:: DATASET EXCERPT ::

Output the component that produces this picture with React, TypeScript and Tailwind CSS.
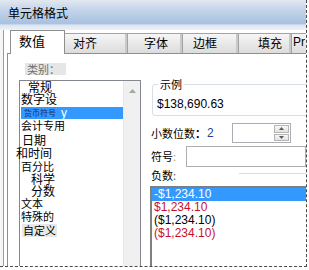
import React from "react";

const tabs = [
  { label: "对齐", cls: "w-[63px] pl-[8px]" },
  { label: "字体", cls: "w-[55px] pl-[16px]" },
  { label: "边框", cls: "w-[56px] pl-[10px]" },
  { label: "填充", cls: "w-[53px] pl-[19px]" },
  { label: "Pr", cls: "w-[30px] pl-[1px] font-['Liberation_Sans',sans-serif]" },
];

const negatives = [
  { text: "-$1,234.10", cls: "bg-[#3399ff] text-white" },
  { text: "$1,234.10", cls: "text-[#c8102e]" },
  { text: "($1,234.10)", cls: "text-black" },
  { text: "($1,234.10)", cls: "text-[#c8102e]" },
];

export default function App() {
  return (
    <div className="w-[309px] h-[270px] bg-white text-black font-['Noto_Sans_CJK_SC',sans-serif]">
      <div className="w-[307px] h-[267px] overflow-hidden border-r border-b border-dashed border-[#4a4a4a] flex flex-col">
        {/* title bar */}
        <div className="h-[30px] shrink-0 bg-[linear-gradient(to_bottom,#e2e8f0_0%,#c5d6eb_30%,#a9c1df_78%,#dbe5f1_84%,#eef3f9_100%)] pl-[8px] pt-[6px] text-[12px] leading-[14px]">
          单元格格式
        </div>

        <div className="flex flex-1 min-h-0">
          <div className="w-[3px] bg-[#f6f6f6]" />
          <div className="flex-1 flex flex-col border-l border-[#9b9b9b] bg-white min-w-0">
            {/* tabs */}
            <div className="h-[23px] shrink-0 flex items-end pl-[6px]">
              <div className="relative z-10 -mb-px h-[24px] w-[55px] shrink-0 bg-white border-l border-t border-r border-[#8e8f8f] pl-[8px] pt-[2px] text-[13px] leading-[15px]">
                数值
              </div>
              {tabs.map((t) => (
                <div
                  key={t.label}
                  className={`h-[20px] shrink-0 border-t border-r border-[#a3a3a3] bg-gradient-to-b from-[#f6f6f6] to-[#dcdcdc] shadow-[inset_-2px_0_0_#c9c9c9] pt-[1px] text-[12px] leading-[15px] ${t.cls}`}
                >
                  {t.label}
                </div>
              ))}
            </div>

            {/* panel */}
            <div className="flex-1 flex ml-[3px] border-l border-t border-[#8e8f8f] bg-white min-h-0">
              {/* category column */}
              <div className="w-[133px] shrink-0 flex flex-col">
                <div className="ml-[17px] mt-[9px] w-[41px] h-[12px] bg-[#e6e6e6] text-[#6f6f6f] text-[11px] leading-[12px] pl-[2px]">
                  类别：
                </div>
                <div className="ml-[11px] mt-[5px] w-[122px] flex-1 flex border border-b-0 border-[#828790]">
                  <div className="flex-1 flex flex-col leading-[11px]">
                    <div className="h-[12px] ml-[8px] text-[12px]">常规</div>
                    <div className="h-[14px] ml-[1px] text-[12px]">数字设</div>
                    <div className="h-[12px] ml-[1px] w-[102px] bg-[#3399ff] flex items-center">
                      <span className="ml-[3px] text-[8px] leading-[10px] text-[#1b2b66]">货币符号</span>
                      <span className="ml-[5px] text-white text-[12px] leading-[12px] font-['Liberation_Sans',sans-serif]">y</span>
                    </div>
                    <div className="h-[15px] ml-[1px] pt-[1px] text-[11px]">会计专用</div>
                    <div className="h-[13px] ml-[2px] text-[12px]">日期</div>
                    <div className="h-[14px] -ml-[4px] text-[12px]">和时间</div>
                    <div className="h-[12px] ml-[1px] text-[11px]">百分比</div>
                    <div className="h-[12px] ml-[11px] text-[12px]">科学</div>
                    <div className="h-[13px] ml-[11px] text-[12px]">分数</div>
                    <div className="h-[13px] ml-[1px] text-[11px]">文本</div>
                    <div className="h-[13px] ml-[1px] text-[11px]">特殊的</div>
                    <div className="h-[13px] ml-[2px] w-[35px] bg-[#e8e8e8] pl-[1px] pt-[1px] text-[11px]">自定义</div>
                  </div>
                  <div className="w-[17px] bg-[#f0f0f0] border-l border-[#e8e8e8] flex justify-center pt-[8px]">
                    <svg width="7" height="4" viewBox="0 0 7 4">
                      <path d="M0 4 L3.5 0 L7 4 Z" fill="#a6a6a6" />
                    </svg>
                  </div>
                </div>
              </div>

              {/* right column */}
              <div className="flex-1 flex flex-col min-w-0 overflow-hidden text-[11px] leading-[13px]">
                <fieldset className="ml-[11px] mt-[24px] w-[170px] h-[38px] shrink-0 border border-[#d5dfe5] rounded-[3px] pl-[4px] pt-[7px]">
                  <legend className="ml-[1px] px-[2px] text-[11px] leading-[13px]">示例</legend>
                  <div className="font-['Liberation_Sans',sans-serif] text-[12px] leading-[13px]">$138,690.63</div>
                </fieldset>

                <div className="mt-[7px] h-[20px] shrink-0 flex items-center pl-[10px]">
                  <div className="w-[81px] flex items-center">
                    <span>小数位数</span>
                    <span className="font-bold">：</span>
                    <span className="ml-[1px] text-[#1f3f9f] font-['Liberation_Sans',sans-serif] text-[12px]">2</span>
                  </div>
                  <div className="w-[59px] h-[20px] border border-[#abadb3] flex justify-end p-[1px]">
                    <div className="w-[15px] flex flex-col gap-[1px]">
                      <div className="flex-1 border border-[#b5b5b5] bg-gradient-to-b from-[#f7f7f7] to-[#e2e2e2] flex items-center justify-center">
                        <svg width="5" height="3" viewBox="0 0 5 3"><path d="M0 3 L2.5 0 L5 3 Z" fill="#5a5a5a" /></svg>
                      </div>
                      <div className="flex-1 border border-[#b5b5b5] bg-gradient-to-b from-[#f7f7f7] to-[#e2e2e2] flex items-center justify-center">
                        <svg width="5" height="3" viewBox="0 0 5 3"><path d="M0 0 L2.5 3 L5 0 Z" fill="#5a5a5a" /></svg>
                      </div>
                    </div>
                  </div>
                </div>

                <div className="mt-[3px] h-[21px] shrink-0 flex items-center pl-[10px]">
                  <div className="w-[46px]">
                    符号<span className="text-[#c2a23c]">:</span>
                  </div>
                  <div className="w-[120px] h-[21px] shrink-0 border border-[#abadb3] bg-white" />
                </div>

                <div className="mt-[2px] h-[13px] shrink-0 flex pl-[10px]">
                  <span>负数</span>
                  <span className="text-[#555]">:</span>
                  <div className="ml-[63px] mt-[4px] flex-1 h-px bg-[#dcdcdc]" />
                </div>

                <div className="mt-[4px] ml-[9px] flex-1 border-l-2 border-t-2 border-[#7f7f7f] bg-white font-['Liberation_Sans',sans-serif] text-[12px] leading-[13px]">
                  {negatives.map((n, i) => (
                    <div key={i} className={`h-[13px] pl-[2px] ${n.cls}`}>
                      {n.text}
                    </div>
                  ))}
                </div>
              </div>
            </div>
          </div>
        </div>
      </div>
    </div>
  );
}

:: STATED GOAL ::
Skip the images and write out the rest of the listing exactly.

:: RESPONSE FOR THIS EXERCISE ::
Output the component that produces this picture with React, TypeScript and Tailwind CSS.
import React from "react";

const tabs = [
  { label: "对齐", cls: "w-[63px] pl-[8px]" },
  { label: "字体", cls: "w-[55px] pl-[16px]" },
  { label: "边框", cls: "w-[56px] pl-[10px]" },
  { label: "填充", cls: "w-[53px] pl-[19px]" },
  { label: "Pr", cls: "w-[30px] pl-[1px] font-['Liberation_Sans',sans-serif]" },
];

const negatives = [
  { text: "-$1,234.10", cls: "bg-[#3399ff] text-white" },
  { text: "$1,234.10", cls: "text-[#c8102e]" },
  { text: "($1,234.10)", cls: "text-black" },
  { text: "($1,234.10)", cls: "text-[#c8102e]" },
];

export default function App() {
  return (
    <div className="w-[309px] h-[270px] bg-white text-black font-['Noto_Sans_CJK_SC',sans-serif]">
      <div className="w-[307px] h-[267px] overflow-hidden border-r border-b border-dashed border-[#4a4a4a] flex flex-col">
        {/* title bar */}
        <div className="h-[30px] shrink-0 bg-[linear-gradient(to_bottom,#e2e8f0_0%,#c5d6eb_30%,#a9c1df_78%,#dbe5f1_84%,#eef3f9_100%)] pl-[8px] pt-[6px] text-[12px] leading-[14px]">
          单元格格式
        </div>

        <div className="flex flex-1 min-h-0">
          <div className="w-[3px] bg-[#f6f6f6]" />
          <div className="flex-1 flex flex-col border-l border-[#9b9b9b] bg-white min-w-0">
            {/* tabs */}
            <div className="h-[23px] shrink-0 flex items-end pl-[6px]">
              <div className="relative z-10 -mb-px h-[24px] w-[55px] shrink-0 bg-white border-l border-t border-r border-[#8e8f8f] pl-[8px] pt-[2px] text-[13px] leading-[15px]">
                数值
              </div>
              {tabs.map((t) => (
                <div
                  key={t.label}
                  className={`h-[20px] shrink-0 border-t border-r border-[#a3a3a3] bg-gradient-to-b from-[#f6f6f6] to-[#dcdcdc] shadow-[inset_-2px_0_0_#c9c9c9] pt-[1px] text-[12px] leading-[15px] ${t.cls}`}
                >
                  {t.label}
                </div>
              ))}
            </div>

            {/* panel */}
            <div className="flex-1 flex ml-[3px] border-l border-t border-[#8e8f8f] bg-white min-h-0">
              {/* category column */}
              <div className="w-[133px] shrink-0 flex flex-col">
                <div className="ml-[17px] mt-[9px] w-[41px] h-[12px] bg-[#e6e6e6] text-[#6f6f6f] text-[11px] leading-[12px] pl-[2px]">
                  类别：
                </div>
                <div className="ml-[11px] mt-[5px] w-[122px] flex-1 flex border border-b-0 border-[#828790]">
                  <div className="flex-1 flex flex-col leading-[11px]">
                    <div className="h-[12px] ml-[8px] text-[12px]">常规</div>
                    <div className="h-[14px] ml-[1px] text-[12px]">数字设</div>
                    <div className="h-[12px] ml-[1px] w-[102px] bg-[#3399ff] flex items-center">
                      <span className="ml-[3px] text-[8px] leading-[10px] text-[#1b2b66]">货币符号</span>
                      <span className="ml-[5px] text-white text-[12px] leading-[12px] font-['Liberation_Sans',sans-serif]">y</span>
                    </div>
                    <div className="h-[15px] ml-[1px] pt-[1px] text-[11px]">会计专用</div>
                    <div className="h-[13px] ml-[2px] text-[12px]">日期</div>
                    <div className="h-[14px] -ml-[4px] text-[12px]">和时间</div>
                    <div className="h-[12px] ml-[1px] text-[11px]">百分比</div>
                    <div className="h-[12px] ml-[11px] text-[12px]">科学</div>
                    <div className="h-[13px] ml-[11px] text-[12px]">分数</div>
                    <div className="h-[13px] ml-[1px] text-[11px]">文本</div>
                    <div className="h-[13px] ml-[1px] text-[11px]">特殊的</div>
                    <div className="h-[13px] ml-[2px] w-[35px] bg-[#e8e8e8] pl-[1px] pt-[1px] text-[11px]">自定义</div>
                  </div>
                  <div className="w-[17px] bg-[#f0f0f0] border-l border-[#e8e8e8] flex justify-center pt-[8px]">
                    <svg width="7" height="4" viewBox="0 0 7 4">
                      <path d="M0 4 L3.5 0 L7 4 Z" fill="#a6a6a6" />
                    </svg>
                  </div>
                </div>
              </div>

              {/* right column */}
              <div className="flex-1 flex flex-col min-w-0 overflow-hidden text-[11px] leading-[13px]">
                <fieldset className="ml-[11px] mt-[24px] w-[170px] h-[38px] shrink-0 border border-[#d5dfe5] rounded-[3px] pl-[4px] pt-[7px]">
                  <legend className="ml-[1px] px-[2px] text-[11px] leading-[13px]">示例</legend>
                  <div className="font-['Liberation_Sans',sans-serif] text-[12px] leading-[13px]">$138,690.63</div>
                </fieldset>

                <div className="mt-[7px] h-[20px] shrink-0 flex items-center pl-[10px]">
                  <div className="w-[81px] flex items-center">
                    <span>小数位数</span>
                    <span className="font-bold">：</span>
                    <span className="ml-[1px] text-[#1f3f9f] font-['Liberation_Sans',sans-serif] text-[12px]">2</span>
                  </div>
                  <div className="w-[59px] h-[20px] border border-[#abadb3] flex justify-end p-[1px]">
                    <div className="w-[15px] flex flex-col gap-[1px]">
                      <div className="flex-1 border border-[#b5b5b5] bg-gradient-to-b from-[#f7f7f7] to-[#e2e2e2] flex items-center justify-center">
                        <svg width="5" height="3" viewBox="0 0 5 3"><path d="M0 3 L2.5 0 L5 3 Z" fill="#5a5a5a" /></svg>
                      </div>
                      <div className="flex-1 border border-[#b5b5b5] bg-gradient-to-b from-[#f7f7f7] to-[#e2e2e2] flex items-center justify-center">
                        <svg width="5" height="3" viewBox="0 0 5 3"><path d="M0 0 L2.5 3 L5 0 Z" fill="#5a5a5a" /></svg>
                      </div>
                    </div>
                  </div>
                </div>

                <div className="mt-[3px] h-[21px] shrink-0 flex items-center pl-[10px]">
                  <div className="w-[46px]">
                    符号<span className="text-[#c2a23c]">:</span>
                  </div>
                  <div className="w-[120px] h-[21px] shrink-0 border border-[#abadb3] bg-white" />
                </div>

                <div className="mt-[2px] h-[13px] shrink-0 flex pl-[10px]">
                  <span>负数</span>
                  <span className="text-[#555]">:</span>
                  <div className="ml-[63px] mt-[4px] flex-1 h-px bg-[#dcdcdc]" />
                </div>

                <div className="mt-[4px] ml-[9px] flex-1 border-l-2 border-t-2 border-[#7f7f7f] bg-white font-['Liberation_Sans',sans-serif] text-[12px] leading-[13px]">
                  {negatives.map((n, i) => (
                    <div key={i} className={`h-[13px] pl-[2px] ${n.cls}`}>
                      {n.text}
                    </div>
                  ))}
                </div>
              </div>
            </div>
          </div>
        </div>
      </div>
    </div>
  );
}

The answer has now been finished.